From: Gregory Heytings
Subject: Re: Making GNUS continue to work with Gmail
Date: Fri, 21 Aug 2020 17:16:46 +0000
User-agent: Alpine 2.21 (NEB 202 2017-01-01)

Yes, if they agree to take the legal responsibility of the use of these credentials, and if they pay if Google wants to have the code of the program reviewed by security experts.

I am completely lost here.  What legal responsibility is involved?

This is an answer that developers cannot give you. It's a question that only a lawyer can answer. But I at least would not agree to personally take the risk of being sued by Google for having knowingly violated their terms of service, even if Google tolerates (at the moment at least) that free software projects violate these TOS. I observe that this is what happened in similar projets, e.g. Kmail: it's not an individual who has submitted the app for verification by Google, but a legal person, KDE e.V.

Violating these TOS by making the OAuth credentials public (which is what happens in a free software project) can have consequences, for example if a malicious person uses them in their own app to fraudulently gain access to Google accounts.

I've asked for someone to please tell me, in brief terms, the concrete reqwuirements for issuing an app key to something like GNUS, but I have not seen a reply stating them.

Google's terms of service for OAuth services are available at https://developers.google.com/terms . Only a lawyer can tell you in brief terms what the concrete requirements are.

I've just read them again, and it seems to me that:

- Paragraph 4.a.1, which states that "you will not create an API Client that functions substantially the same as the APIs and offer it for use by third parties", expressly prohibits your idea of creating a "modif[ied] Kmail so that it does the necessary low-level access, and nothing else".

- Paragraph 4.b.1, which states that "You will keep your credentials confidential and make reasonable efforts to prevent and discourage other API Clients from using your credentials. Developer credentials may not be embedded in open source projects." prohibits the use of OAuth credentials in free software projects. As I wrote above (and earlier), Google tolerates (at the moment) that this specific point of their TOS is violated. But that doesn't mean that violating them is without legal risk.

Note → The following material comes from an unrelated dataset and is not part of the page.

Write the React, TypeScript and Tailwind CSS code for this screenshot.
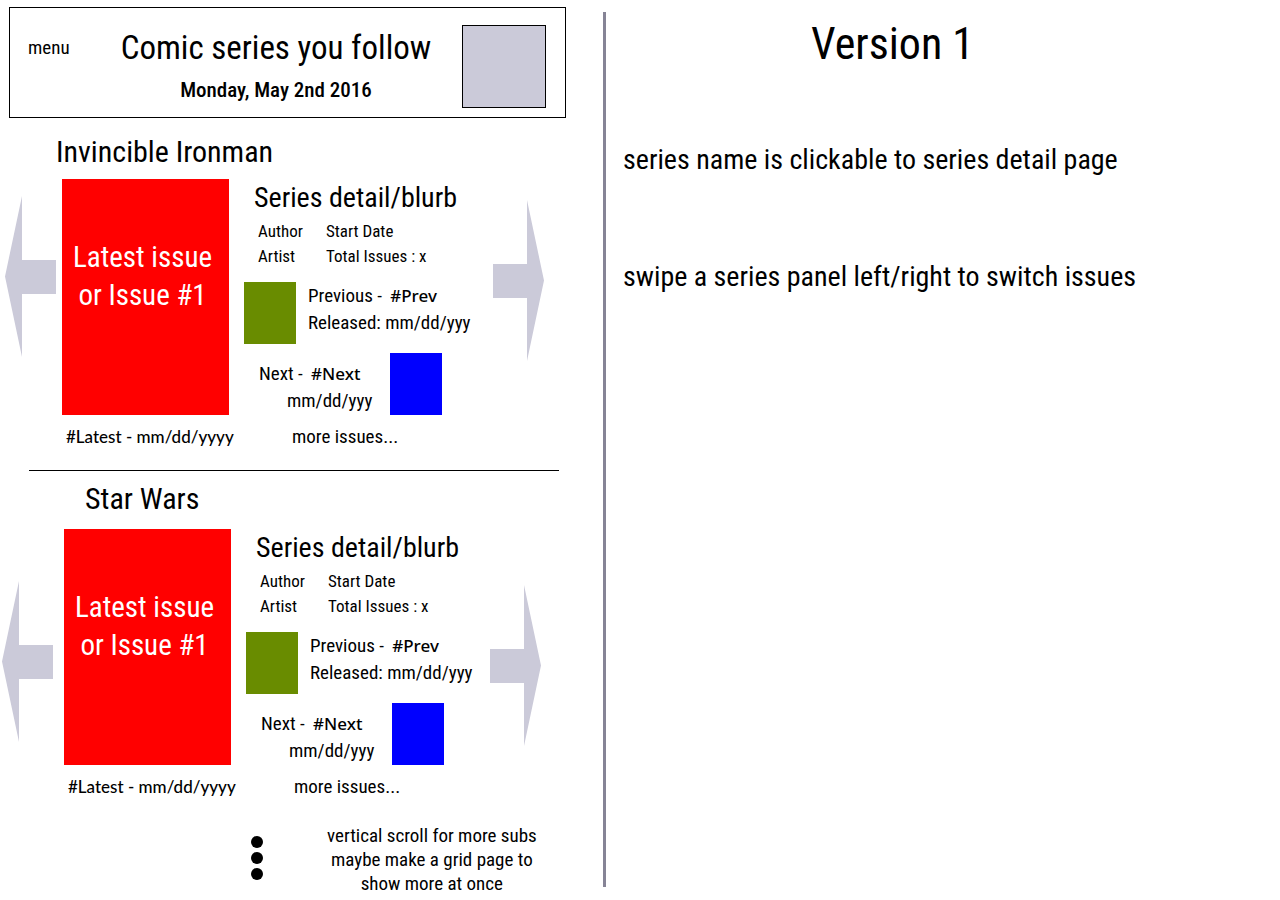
import React from "react";

type Series = {
  id: string;
  name: string;
  titleClass: string;
  rowClass: string;
  prevClass: string;
  nextClass: string;
};

const seriesList: Series[] = [
  {
    id: "ironman",
    name: "Invincible Ironman",
    titleClass: "mt-4 mb-[9px] ml-14",
    rowClass: "pl-[5px] pr-[59px]",
    prevClass: "mt-[17px] mr-[6px]",
    nextClass: "mt-[21px]",
  },
  {
    id: "starwars",
    name: "Star Wars",
    titleClass: "mt-[10px] mb-3 ml-[85px]",
    rowClass: "pl-[2px] pr-[62px]",
    prevClass: "mt-[52px] mr-[11px]",
    nextClass: "mt-14",
  },
];

function Arrow({ direction }: { direction: "left" | "right" }) {
  const points =
    direction === "left"
      ? "0,80.5 17,0 17,64 51,64 51,98 17,98 17,161"
      : "51,80.5 34,0 34,64 0,64 0,98 34,98 34,161";
  return (
    <svg width="51" height="161" viewBox="0 0 51 161" aria-hidden="true">
      <polygon points={points} fill="#cbcad9" />
    </svg>
  );
}

function SeriesPanel({ series }: { series: Series }) {
  return (
    <section aria-labelledby={series.id}>
      <h2
        id={series.id}
        className={`text-[30px] leading-9 ${series.titleClass}`}
      >
        <a href={`#${series.id}`}>{series.name}</a>
      </h2>
      <div className={`flex items-start ${series.rowClass}`}>
        <button
          type="button"
          aria-label="Previous series issue"
          className={`shrink-0 ${series.prevClass}`}
        >
          <Arrow direction="left" />
        </button>

        <figure className="w-[167px] shrink-0">
          <div className="flex h-[236px] flex-col items-center bg-[#ff0000] pt-[59px] pr-[6px] text-[29px] leading-[38px] text-white">
            <span>Latest issue</span>
            <span>or Issue #1</span>
          </div>
          <figcaption className="mt-[10px] ml-1 font-['Lato',sans-serif] text-[17px] leading-6 font-medium whitespace-nowrap">
            #Latest - mm/dd/yyyy
          </figcaption>
        </figure>

        <div className="min-w-0 flex-1 pl-[15px]">
          <h3 className="pl-[10px] text-[28px] leading-[38px]">
            Series detail/blurb
          </h3>
          <div className="grid grid-cols-[68px_1fr] pt-[2px] pl-[14px] text-[17px] leading-[25px]">
            <span>Author</span>
            <span>Start Date</span>
            <span>Artist</span>
            <span>Total Issues : x</span>
          </div>

          <div className="mt-[13px] flex gap-3 text-[19px] leading-[27px]">
            <div className="h-[62px] w-[52px] shrink-0 bg-[#698c00]" />
            <div className="whitespace-nowrap">
              <p>
                Previous -{" "}
                <span className="pl-1 font-['Noto_Sans',sans-serif] text-[17px] leading-6 font-medium">
                  #Prev
                </span>
              </p>
              <p>Released: mm/dd/yyy</p>
            </div>
          </div>

          <div className="mt-[9px] flex text-[19px] leading-[27px]">
            <div className="w-[146px] shrink-0 pt-[7px] pl-[15px]">
              <p>
                Next -{" "}
                <span className="pl-1 font-['Noto_Sans',sans-serif] text-[17px] leading-6 font-medium">
                  #Next
                </span>
              </p>
              <p className="pl-7">mm/dd/yyy</p>
            </div>
            <div className="h-[62px] w-[52px] shrink-0 bg-[#0000ff]" />
          </div>

          <a
            href={`#${series.id}-issues`}
            className="mt-[10px] ml-12 block text-[19px] leading-6"
          >
            more issues...
          </a>
        </div>

        <button
          type="button"
          aria-label="Next series issue"
          className={`shrink-0 ${series.nextClass}`}
        >
          <Arrow direction="right" />
        </button>
      </div>
    </section>
  );
}

export default function App() {
  return (
    <div className="grid min-h-screen grid-cols-[603fr_677fr] bg-white font-['Roboto_Condensed','Roboto',sans-serif] text-black">
      <main className="min-w-0">
        <header className="mt-[7px] mr-[37px] ml-[9px] grid grid-cols-[62px_1fr_84px] border border-black pt-[17px] pr-[19px] pb-[9px] pl-[18px]">
          <button
            type="button"
            className="mt-[11px] self-start text-left text-[19px] leading-6"
          >
            menu
          </button>
          <div className="text-center">
            <h1 className="text-[33px] leading-[46px]">
              Comic series you follow
            </h1>
            <p className="mt-[7px] text-[21px] leading-6 font-medium">
              Monday, May 2nd 2016
            </p>
          </div>
          <div className="h-[83px] border border-black bg-[#cbcad9]" />
        </header>

        <SeriesPanel series={seriesList[0]} />
        <hr className="mt-[21px] mr-11 ml-[29px] border-black" />
        <SeriesPanel series={seriesList[1]} />

        <footer className="mt-[25px] flex pl-[251px]">
          <div className="flex flex-col gap-1 pt-3">
            <span className="size-3 rounded-full bg-black" />
            <span className="size-3 rounded-full bg-black" />
            <span className="size-3 rounded-full bg-black" />
          </div>
          <p className="ml-16 text-center text-[19px] leading-6">
            vertical scroll for more subs
            <br />
            maybe make a grid page to
            <br />
            show more at once
          </p>
        </footer>
      </main>

      <aside className="mt-3 mb-[13px] border-l-3 border-[#868496] pl-[17px]">
        <h2 className="pt-1 pr-[118px] text-center text-[44px] leading-[56px]">
          Version 1
        </h2>
        <p className="mt-[68px] text-[28px] leading-10">
          series name is clickable to series detail page
        </p>
        <p className="mt-[77px] text-[28px] leading-10">
          swipe a series panel left/right to switch issues
        </p>
      </aside>
    </div>
  );
}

- Paragraph 9.c list the legal risks: "Unless prohibited by applicable law, if you are a business, you will defend and indemnify Google, and its affiliates, directors, officers, employees, and users, against all liabilities, damages, losses, costs, fees (including legal fees), and expenses relating to any allegation or third-party legal proceeding to the extent arising from: - your misuse or your end user's misuse of the APIs; - your violation or your end user's violation of the Terms; or - any content or data routed into or used with the APIs by you, those acting on your behalf, or your end users." Of course an individual person is not a business, but nobody is completely independent, and I'd guess that Google would seek redress against that person's employer for example.

What I wrote above is nothing but my understanding. Again, only a lawyer can tell you what these TOS concretely imply.